Trade and freight market optimists looking for a further boost from China’s dry bulk imports this year have not been disappointed. Global seaborne dry bulk trade, and shipping activity, has benefited greatly from additional commodity volumes purchased by Chinese buyers, especially iron ore, coal and soyabeans.
During the first seven months of 2017, a sturdy pace unfolded. However, in recent weeks, there were a few signs of a possible and not entirely unexpected slackening over the year’s remaining months. Prospects depend partly on assumptions about government policy measures affecting the economy and trade in particular, not all of which are easy to predict.

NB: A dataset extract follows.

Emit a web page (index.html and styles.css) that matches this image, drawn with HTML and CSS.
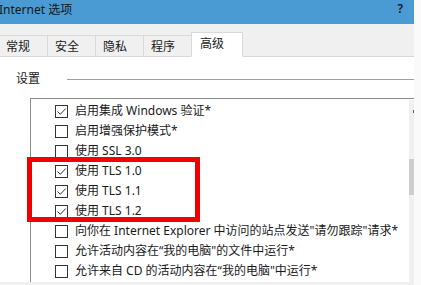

Support has been derived from the economy’s brisk performance. Economic activity in China, based on the GDP measure, now appears likely to maintain last year’s 6.7% rate in 2017 as a whole, instead of slowing as widely expected earlier. However, various restraining measures have been introduced and, after the second quarter’s 6.9% increase, subsequent quarterly periods may show a slackening pattern.
In the world’s biggest single commodity trade, China’s iron ore imports, remarkable strength has continued. The January–July 2017 total reached 626mt (million tonnes), a 44mt or 7.5% increase compared with last year’s same period. Nevertheless, there are doubts about whether the annual growth rate will be as high.